(begin)

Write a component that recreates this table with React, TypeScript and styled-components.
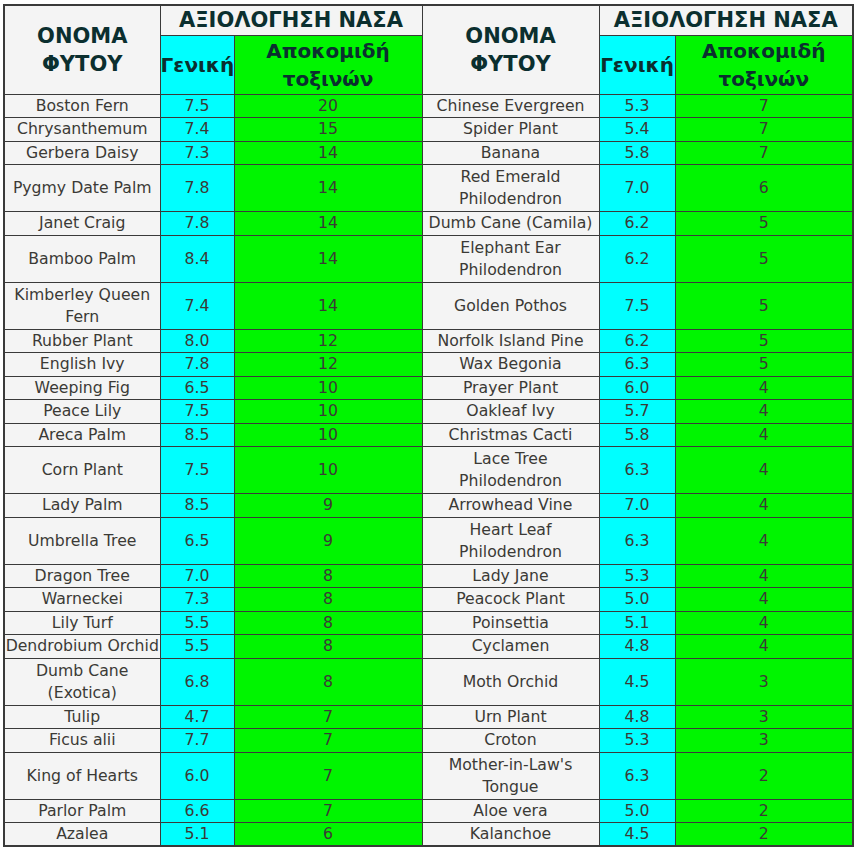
import React from 'react';
import styled, { createGlobalStyle } from 'styled-components';

const GlobalStyle = createGlobalStyle`
    body {
        margin: 0;
        background: #ffffff;
        font-family: 'DejaVu Sans', Verdana, sans-serif;
    }
`;

const Page = styled.div`
    padding: 4px 3px;
`;

const Table = styled.table`
    width: 849px;
    table-layout: fixed;
    border-collapse: collapse;
    border: 2px solid #3a3a3a;
`;

const Col = styled.col<{ $w: number }>`
    width: ${(p) => p.$w}px;
`;

const HeadRow = styled.tr<{ $h: number }>`
    height: ${(p) => p.$h}px;
`;

const HeadCell = styled.th<{ $bg?: string; $size?: number }>`
    border: 1px solid #3a3a3a;
    background: ${(p) => p.$bg || '#f4f4f4'};
    color: #0b2f2f;
    font-size: ${(p) => p.$size || 20}px;
    font-weight: bold;
    line-height: 28px;
    text-align: center;
    padding: 0;
    white-space: nowrap;
`;

const Row = styled.tr<{ $tall?: boolean }>`
    height: ${(p) => (p.$tall ? 47 : 23.5)}px;
`;

const Cell = styled.td<{ $bg?: string }>`
    border: 1px solid #3a3a3a;
    background: ${(p) => p.$bg || '#f4f4f4'};
    color: #3b3a36;
    font-size: 15.7px;
    line-height: 22px;
    text-align: center;
    vertical-align: middle;
    padding: 0;
    white-space: nowrap;
    overflow: hidden;
`;

const CYAN = '#00ffff';
const GREEN = '#00f500';

// '|' marks where the name breaks onto a second line
type Plant = [string, string, number];

const left: Plant[] = [
    ['Boston Fern', '7.5', 20],
    ['Chrysanthemum', '7.4', 15],
    ['Gerbera Daisy', '7.3', 14],
    ['Pygmy Date Palm', '7.8', 14],
    ['Janet Craig', '7.8', 14],
    ['Bamboo Palm', '8.4', 14],
    ['Kimberley Queen|Fern', '7.4', 14],
    ['Rubber Plant', '8.0', 12],
    ['English Ivy', '7.8', 12],
    ['Weeping Fig', '6.5', 10],
    ['Peace Lily', '7.5', 10],
    ['Areca Palm', '8.5', 10],
    ['Corn Plant', '7.5', 10],
    ['Lady Palm', '8.5', 9],
    ['Umbrella Tree', '6.5', 9],
    ['Dragon Tree', '7.0', 8],
    ['Warneckei', '7.3', 8],
    ['Lily Turf', '5.5', 8],
    ['Dendrobium Orchid', '5.5', 8],
    ['Dumb Cane|(Exotica)', '6.8', 8],
    ['Tulip', '4.7', 7],
    ['Ficus alii', '7.7', 7],
    ['King of Hearts', '6.0', 7],
    ['Parlor Palm', '6.6', 7],
    ['Azalea', '5.1', 6],
];

const right: Plant[] = [
    ['Chinese Evergreen', '5.3', 7],
    ['Spider Plant', '5.4', 7],
    ['Banana', '5.8', 7],
    ['Red Emerald|Philodendron', '7.0', 6],
    ['Dumb Cane (Camila)', '6.2', 5],
    ['Elephant Ear|Philodendron', '6.2', 5],
    ['Golden Pothos', '7.5', 5],
    ['Norfolk Island Pine', '6.2', 5],
    ['Wax Begonia', '6.3', 5],
    ['Prayer Plant', '6.0', 4],
    ['Oakleaf Ivy', '5.7', 4],
    ['Christmas Cacti', '5.8', 4],
    ['Lace Tree|Philodendron', '6.3', 4],
    ['Arrowhead Vine', '7.0', 4],
    ['Heart Leaf|Philodendron', '6.3', 4],
    ['Lady Jane', '5.3', 4],
    ['Peacock Plant', '5.0', 4],
    ['Poinsettia', '5.1', 4],
    ['Cyclamen', '4.8', 4],
    ['Moth Orchid', '4.5', 3],
    ['Urn Plant', '4.8', 3],
    ['Croton', '5.3', 3],
    ["Mother-in-Law's|Tongue", '6.3', 2],
    ['Aloe vera', '5.0', 2],
    ['Kalanchoe', '4.5', 2],
];

const colWidths = [156, 74, 188, 177, 76, 178];

const isTall = (i: number) => left[i][0].includes('|') || right[i][0].includes('|') || [3, 5].includes(i);

const HeaderGroup = () => (
    <>
        <HeadCell rowSpan={2} $size={21}>
            ΟΝΟΜΑ
            <br />
            ΦΥΤΟΥ
        </HeadCell>
        <HeadCell colSpan={2} $size={21}>
            ΑΞΙΟΛΟΓΗΣΗ ΝΑΣΑ
        </HeadCell>
    </>
);

const SubHeader = () => (
    <>
        <HeadCell $bg={CYAN} $size={20}>
            Γενική
        </HeadCell>
        <HeadCell $bg={GREEN} $size={20}>
            Αποκομιδή
            <br />
            τοξινών
        </HeadCell>
    </>
);

const PlantName = ({ name }: { name: string }) => (
    <>
        {name.split('|').map((part, i) => (
            <React.Fragment key={i}>
                {i > 0 && <br />}
                {part}
            </React.Fragment>
        ))}
    </>
);

const PlantCells = ({ plant }: { plant: Plant }) => (
    <>
        <Cell>
            <PlantName name={plant[0]} />
        </Cell>
        <Cell $bg={CYAN}>{plant[1]}</Cell>
        <Cell $bg={GREEN}>{plant[2]}</Cell>
    </>
);

export default function App() {
    return (
        <Page>
            <GlobalStyle />
            <Table>
                <colgroup>
                    {colWidths.map((w, i) => (
                        <Col key={i} $w={w} />
                    ))}
                </colgroup>
                <thead>
                    <HeadRow $h={30}>
                        <HeaderGroup />
                        <HeaderGroup />
                    </HeadRow>
                    <HeadRow $h={59}>
                        <SubHeader />
                        <SubHeader />
                    </HeadRow>
                </thead>
                <tbody>
                    {left.map((plant, i) => (
                        <Row key={plant[0]} $tall={isTall(i)}>
                            <PlantCells plant={plant} />
                            <PlantCells plant={right[i]} />
                        </Row>
                    ))}
                </tbody>
            </Table>
        </Page>
    );
}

(end)

## Your instructions
Write the listing out a second time exactly, dropping all images.

## Task result
Write a component that recreates this table with React, TypeScript and styled-components.
import React from 'react';
import styled, { createGlobalStyle } from 'styled-components';

const GlobalStyle = createGlobalStyle`
    body {
        margin: 0;
        background: #ffffff;
        font-family: 'DejaVu Sans', Verdana, sans-serif;
    }
`;

const Page = styled.div`
    padding: 4px 3px;
`;

const Table = styled.table`
    width: 849px;
    table-layout: fixed;
    border-collapse: collapse;
    border: 2px solid #3a3a3a;
`;

const Col = styled.col<{ $w: number }>`
    width: ${(p) => p.$w}px;
`;

const HeadRow = styled.tr<{ $h: number }>`
    height: ${(p) => p.$h}px;
`;

const HeadCell = styled.th<{ $bg?: string; $size?: number }>`
    border: 1px solid #3a3a3a;
    background: ${(p) => p.$bg || '#f4f4f4'};
    color: #0b2f2f;
    font-size: ${(p) => p.$size || 20}px;
    font-weight: bold;
    line-height: 28px;
    text-align: center;
    padding: 0;
    white-space: nowrap;
`;

const Row = styled.tr<{ $tall?: boolean }>`
    height: ${(p) => (p.$tall ? 47 : 23.5)}px;
`;

const Cell = styled.td<{ $bg?: string }>`
    border: 1px solid #3a3a3a;
    background: ${(p) => p.$bg || '#f4f4f4'};
    color: #3b3a36;
    font-size: 15.7px;
    line-height: 22px;
    text-align: center;
    vertical-align: middle;
    padding: 0;
    white-space: nowrap;
    overflow: hidden;
`;

const CYAN = '#00ffff';
const GREEN = '#00f500';

// '|' marks where the name breaks onto a second line
type Plant = [string, string, number];

const left: Plant[] = [
    ['Boston Fern', '7.5', 20],
    ['Chrysanthemum', '7.4', 15],
    ['Gerbera Daisy', '7.3', 14],
    ['Pygmy Date Palm', '7.8', 14],
    ['Janet Craig', '7.8', 14],
    ['Bamboo Palm', '8.4', 14],
    ['Kimberley Queen|Fern', '7.4', 14],
    ['Rubber Plant', '8.0', 12],
    ['English Ivy', '7.8', 12],
    ['Weeping Fig', '6.5', 10],
    ['Peace Lily', '7.5', 10],
    ['Areca Palm', '8.5', 10],
    ['Corn Plant', '7.5', 10],
    ['Lady Palm', '8.5', 9],
    ['Umbrella Tree', '6.5', 9],
    ['Dragon Tree', '7.0', 8],
    ['Warneckei', '7.3', 8],
    ['Lily Turf', '5.5', 8],
    ['Dendrobium Orchid', '5.5', 8],
    ['Dumb Cane|(Exotica)', '6.8', 8],
    ['Tulip', '4.7', 7],
    ['Ficus alii', '7.7', 7],
    ['King of Hearts', '6.0', 7],
    ['Parlor Palm', '6.6', 7],
    ['Azalea', '5.1', 6],
];

const right: Plant[] = [
    ['Chinese Evergreen', '5.3', 7],
    ['Spider Plant', '5.4', 7],
    ['Banana', '5.8', 7],
    ['Red Emerald|Philodendron', '7.0', 6],
    ['Dumb Cane (Camila)', '6.2', 5],
    ['Elephant Ear|Philodendron', '6.2', 5],
    ['Golden Pothos', '7.5', 5],
    ['Norfolk Island Pine', '6.2', 5],
    ['Wax Begonia', '6.3', 5],
    ['Prayer Plant', '6.0', 4],
    ['Oakleaf Ivy', '5.7', 4],
    ['Christmas Cacti', '5.8', 4],
    ['Lace Tree|Philodendron', '6.3', 4],
    ['Arrowhead Vine', '7.0', 4],
    ['Heart Leaf|Philodendron', '6.3', 4],
    ['Lady Jane', '5.3', 4],
    ['Peacock Plant', '5.0', 4],
    ['Poinsettia', '5.1', 4],
    ['Cyclamen', '4.8', 4],
    ['Moth Orchid', '4.5', 3],
    ['Urn Plant', '4.8', 3],
    ['Croton', '5.3', 3],
    ["Mother-in-Law's|Tongue", '6.3', 2],
    ['Aloe vera', '5.0', 2],
    ['Kalanchoe', '4.5', 2],
];

const colWidths = [156, 74, 188, 177, 76, 178];

const isTall = (i: number) => left[i][0].includes('|') || right[i][0].includes('|') || [3, 5].includes(i);

const HeaderGroup = () => (
    <>
        <HeadCell rowSpan={2} $size={21}>
            ΟΝΟΜΑ
            <br />
            ΦΥΤΟΥ
        </HeadCell>
        <HeadCell colSpan={2} $size={21}>
            ΑΞΙΟΛΟΓΗΣΗ ΝΑΣΑ
        </HeadCell>
    </>
);

const SubHeader = () => (
    <>
        <HeadCell $bg={CYAN} $size={20}>
            Γενική
        </HeadCell>
        <HeadCell $bg={GREEN} $size={20}>
            Αποκομιδή
            <br />
            τοξινών
        </HeadCell>
    </>
);

const PlantName = ({ name }: { name: string }) => (
    <>
        {name.split('|').map((part, i) => (
            <React.Fragment key={i}>
                {i > 0 && <br />}
                {part}
            </React.Fragment>
        ))}
    </>
);

const PlantCells = ({ plant }: { plant: Plant }) => (
    <>
        <Cell>
            <PlantName name={plant[0]} />
        </Cell>
        <Cell $bg={CYAN}>{plant[1]}</Cell>
        <Cell $bg={GREEN}>{plant[2]}</Cell>
    </>
);

export default function App() {
    return (
        <Page>
            <GlobalStyle />
            <Table>
                <colgroup>
                    {colWidths.map((w, i) => (
                        <Col key={i} $w={w} />
                    ))}
                </colgroup>
                <thead>
                    <HeadRow $h={30}>
                        <HeaderGroup />
                        <HeaderGroup />
                    </HeadRow>
                    <HeadRow $h={59}>
                        <SubHeader />
                        <SubHeader />
                    </HeadRow>
                </thead>
                <tbody>
                    {left.map((plant, i) => (
                        <Row key={plant[0]} $tall={isTall(i)}>
                            <PlantCells plant={plant} />
                            <PlantCells plant={right[i]} />
                        </Row>
                    ))}
                </tbody>
            </Table>
        </Page>
    );
}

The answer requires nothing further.